Spoiler alert: It isn’t really Christmas. It isn’t the presents and the tree, the cards and the tinsel.
No.
It is the presence. The presence of the one who came into the world to reach humanity, one heart and soul at a time…
to proclaim good news to the poor…
to bind up the brokenhearted,
to proclaim freedom for the captives…
to comfort all who mourn,
and provide for those who grieve
Many people are grieving. Many are lonely and afraid.
Many are among the poor, and today, we have a pope who asks the world to look at the Christmas story of Mary and Joseph and the infant Jesus and think of the homeless.
Pope Francis spoke of the great difficulties that families without fixed dwelling face – not unlike the Holy Family, to whom the Lord Jesus was born in a barn, and that experienced forced flight from their native land into Egypt. “Family and home go together,” said Pope Francis. He went on to say, “I call on everyone: individuals, organs of society, authorities, to do everything possible to assure that every family has a place to live.”…

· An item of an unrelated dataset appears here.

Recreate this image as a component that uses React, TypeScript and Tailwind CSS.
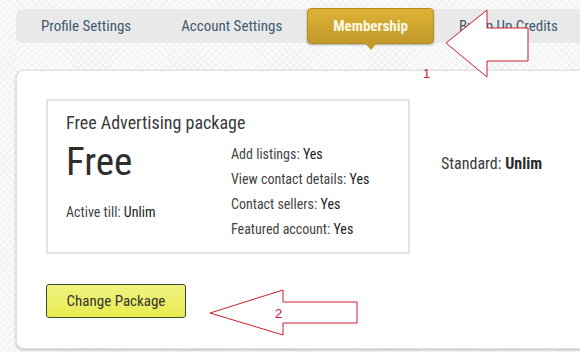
import React from 'react';

const tabs = ['Profile Settings', 'Account Settings', 'Membership', 'Bump Up Credits'];

const features = [
  ['Add listings', 'Yes'],
  ['View contact details', 'Yes'],
  ['Contact sellers', 'Yes'],
  ['Featured account', 'Yes'],
];

const Arrows: React.FC = () => (
  <svg className="absolute inset-0 pointer-events-none" width="580" height="352" viewBox="0 0 580 352">
    <polygon
      points="446,43 487,10 487,28 528,28 528,61 487,61 487,77"
      fill="#fff"
      stroke="#c8202c"
      strokeWidth="1"
    />
    <text x="423" y="78" fill="#c8202c" fontSize="13" fontFamily="Liberation Sans, sans-serif">1</text>
    <polygon
      points="210,313 283,290 283,302 357,302 357,323 283,323 283,335"
      fill="#fff"
      stroke="#c8202c"
      strokeWidth="1"
    />
    <text x="275" y="318" fill="#c8202c" fontSize="13" fontFamily="Liberation Sans, sans-serif">2</text>
  </svg>
);

export default function App() {
  return (
    <div className="relative w-[580px] h-[352px] overflow-hidden bg-[#fafafa] bg-[repeating-linear-gradient(45deg,#f1f1f1_0_1px,transparent_1px_5px),repeating-linear-gradient(-45deg,#f1f1f1_0_1px,transparent_1px_5px)] font-['Roboto_Condensed',Roboto,sans-serif]">
      <div className="pl-4 pt-[9px]">
        <div className="flex h-[34px] w-[600px] bg-[#e9e9e9] rounded-l-[6px]">
          {tabs.map((t) =>
            t === 'Membership' ? (
              <div key={t} className="relative -mt-px h-[36px] px-[25px] flex items-center rounded-[4px] border border-[#b38d22] bg-gradient-to-b from-[#ddb235] to-[#c29a2b] text-[15px] font-bold text-[#fff8e4] shadow-[0_1px_2px_rgba(0,0,0,0.3)]">
                {t}
                <span className="absolute left-1/2 -translate-x-1/2 top-full w-0 h-0 border-x-[6px] border-x-transparent border-t-[7px] border-t-[#c29a2b]" />
              </div>
            ) : (
              <div key={t} className="px-[25px] flex items-center text-[15px] text-[#3f5a6f]">
                {t}
              </div>
            )
          )}
        </div>
      </div>

      <div className="ml-4 mt-[27px] w-[600px] h-[279px] bg-white rounded-[8px] border border-[#e2e2e2] shadow-[0_1px_3px_rgba(0,0,0,0.25)] pl-[29px] pt-[28px]">
        <div className="flex gap-[31px]">
          <div className="w-[364px] h-[155px] border-2 border-[#e3e3e3] pl-[18px] pt-[9px] text-[#333]">
            <div className="text-[18px] leading-[26px] text-[#3a3a3a]">Free Advertising package</div>
            <div className="flex mt-[2px]">
              <div className="w-[165px]">
                <div className="text-[39px] leading-[48px] text-[#2e2e2e]">Free</div>
                <div className="mt-[16px] text-[14px] text-[#444]">
                  Active till: <span className="text-[#222]">Unlim</span>
                </div>
              </div>
              <div className="flex flex-col text-[14px] leading-[25px] pt-[4px] text-[#444]">
                {features.map(([k, v]) => (
                  <div key={k}>
                    {k}: <span className="text-[#222]">{v}</span>
                  </div>
                ))}
              </div>
            </div>
          </div>
          <div className="mt-[53px] text-[16px] text-[#3a3a3a]">
            Standard: <span className="font-bold text-[#2a2a2a]">Unlim</span>
          </div>
        </div>
        <button className="mt-[30px] w-[140px] h-[34px] rounded-[3px] border border-[#3d4a36] bg-gradient-to-b from-[#f0f27e] to-[#e8ec4e] text-[15px] text-[#333]">
          Change Package
        </button>
      </div>

      <Arrows />
    </div>
  );
}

The Holy Father concluded by encouraging all the faithful to celebrate the Christmas feast contemplating Mary and Joseph: Mary, full of grace, the woman who had the courage to rely totally on the Word of God; and Joseph, the faithful and righteous man who preferred to believe in the Lord instead of listening to voices of doubt and of human pride. “With them,” he said, “we walk together towards Bethlehem.”
So, reset.
Heal a wound. Mend a quarrel. Comfort the lonely. Console the grieving. Pray for the poor, the outcast, the forgotten. Look beyond. And look within.
And do it all deliriously, wondrously, tenderly, with love.
In this Christmas week and the days thereafter, I will do what I can as well as I can, with love, and pray it is enough.
This is a time to learn what that means. In my radio network’s last pledge drive, one listener wrote “may God take the money and prayers that come your way…and make it enough”. That served as a very good contemplation, and a profoundly good wish. It comes to mind now, contemplating Christmas and gifts, presence and presents.
I take this occasion to wish you every good thing, every grace and blessing. I wish you enough.